WORK INSTRUCTIONS »
Give an exact transcription of every line, dropping the images.

* Start *

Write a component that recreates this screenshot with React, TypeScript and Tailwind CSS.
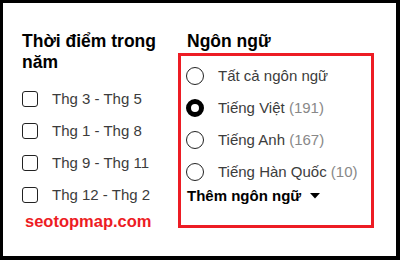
import React from "react";

const periods = ["Thg 3 - Thg 5", "Thg 1 - Thg 8", "Thg 9 - Thg 11", "Thg 12 - Thg 2"];

const languages = [
    { label: "Tất cả ngôn ngữ", count: null, checked: false },
    { label: "Tiếng Việt", count: 191, checked: true },
    { label: "Tiếng Anh", count: 167, checked: false },
    { label: "Tiếng Hàn Quốc", count: 10, checked: false },
];

export default function App() {
    return (
        <div
            className="w-[400px] h-[260px] bg-white border-black border-t-[3px] border-l-[3px] border-r-[4px] border-b-[4px] flex pl-[19px] pt-[28px]"
            style={{ fontFamily: '"Liberation Sans", Arial, sans-serif' }}
        >
            {/* Time of year */}
            <div className="w-[156px] flex flex-col">
                <h3 className="text-[17.5px] leading-[21px] font-bold text-black pr-4">Thời điểm trong năm</h3>
                <div className="mt-[10px] flex flex-col">
                    {periods.map((p) => (
                        <label key={p} className="h-8 flex items-center gap-[14px]">
                            <span className="w-4 h-4 border-[1.5px] border-[#222] rounded-[3px] shrink-0"></span>
                            <span className="text-[15px] text-[#3c3c3c]">{p}</span>
                        </label>
                    ))}
                </div>
                <div className="h-5 leading-5 pl-[3px] text-[16.5px] font-bold text-[#ed1c24]">seotopmap.com</div>
            </div>

            {/* Language */}
            <div className="w-[196px] flex flex-col">
                <h3 className="text-[17.5px] leading-[21px] font-bold text-black pl-[9px]">Ngôn ngữ</h3>
                <div className="mt-px border-[3px] border-[#ed1c24] pl-[5px] pt-[4px] pb-[21px]">
                    {languages.map((l) => (
                        <label key={l.label} className="h-8 flex items-center gap-[14px]">
                            {l.checked ? (
                                <span className="w-[18px] h-[18px] rounded-full border-[5px] border-black bg-white shrink-0"></span>
                            ) : (
                                <span className="w-[18px] h-[18px] rounded-full border-[1.5px] border-[#222] shrink-0"></span>
                            )}
                            <span className="text-[15px] text-[#3c3c3c] whitespace-nowrap">
                                {l.label}
                                {l.count !== null && <span className="text-[#888]"> ({l.count})</span>}
                            </span>
                        </label>
                    ))}
                    <div className="h-4 leading-4 flex items-center gap-[9px] pl-[1px]">
                        <span className="text-[15px] font-bold text-black">Thêm ngôn ngữ</span>
                        <svg width="10" height="6" viewBox="0 0 10 6">
                            <path d="M0 0 L10 0 L5 5.5 Z" fill="#000" />
                        </svg>
                    </div>
                </div>
            </div>
        </div>
    );
}
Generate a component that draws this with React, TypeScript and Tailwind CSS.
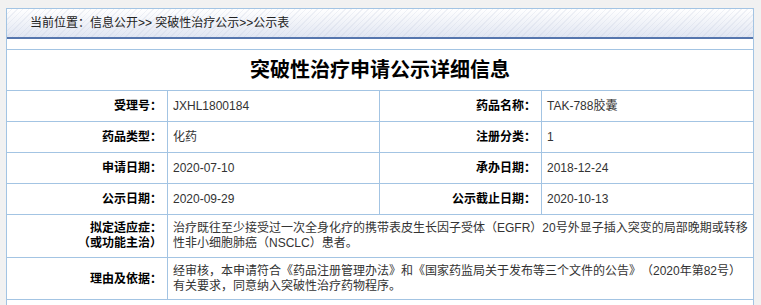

* End *

SOLUTION TO THIS EXERCISE »
Write a component that recreates this screenshot with React, TypeScript and Tailwind CSS.
import React from "react";

const periods = ["Thg 3 - Thg 5", "Thg 1 - Thg 8", "Thg 9 - Thg 11", "Thg 12 - Thg 2"];

const languages = [
    { label: "Tất cả ngôn ngữ", count: null, checked: false },
    { label: "Tiếng Việt", count: 191, checked: true },
    { label: "Tiếng Anh", count: 167, checked: false },
    { label: "Tiếng Hàn Quốc", count: 10, checked: false },
];

export default function App() {
    return (
        <div
            className="w-[400px] h-[260px] bg-white border-black border-t-[3px] border-l-[3px] border-r-[4px] border-b-[4px] flex pl-[19px] pt-[28px]"
            style={{ fontFamily: '"Liberation Sans", Arial, sans-serif' }}
        >
            {/* Time of year */}
            <div className="w-[156px] flex flex-col">
                <h3 className="text-[17.5px] leading-[21px] font-bold text-black pr-4">Thời điểm trong năm</h3>
                <div className="mt-[10px] flex flex-col">
                    {periods.map((p) => (
                        <label key={p} className="h-8 flex items-center gap-[14px]">
                            <span className="w-4 h-4 border-[1.5px] border-[#222] rounded-[3px] shrink-0"></span>
                            <span className="text-[15px] text-[#3c3c3c]">{p}</span>
                        </label>
                    ))}
                </div>
                <div className="h-5 leading-5 pl-[3px] text-[16.5px] font-bold text-[#ed1c24]">seotopmap.com</div>
            </div>

            {/* Language */}
            <div className="w-[196px] flex flex-col">
                <h3 className="text-[17.5px] leading-[21px] font-bold text-black pl-[9px]">Ngôn ngữ</h3>
                <div className="mt-px border-[3px] border-[#ed1c24] pl-[5px] pt-[4px] pb-[21px]">
                    {languages.map((l) => (
                        <label key={l.label} className="h-8 flex items-center gap-[14px]">
                            {l.checked ? (
                                <span className="w-[18px] h-[18px] rounded-full border-[5px] border-black bg-white shrink-0"></span>
                            ) : (
                                <span className="w-[18px] h-[18px] rounded-full border-[1.5px] border-[#222] shrink-0"></span>
                            )}
                            <span className="text-[15px] text-[#3c3c3c] whitespace-nowrap">
                                {l.label}
                                {l.count !== null && <span className="text-[#888]"> ({l.count})</span>}
                            </span>
                        </label>
                    ))}
                    <div className="h-4 leading-4 flex items-center gap-[9px] pl-[1px]">
                        <span className="text-[15px] font-bold text-black">Thêm ngôn ngữ</span>
                        <svg width="10" height="6" viewBox="0 0 10 6">
                            <path d="M0 0 L10 0 L5 5.5 Z" fill="#000" />
                        </svg>
                    </div>
                </div>
            </div>
        </div>
    );
}
Generate a component that draws this with React, TypeScript and Tailwind CSS.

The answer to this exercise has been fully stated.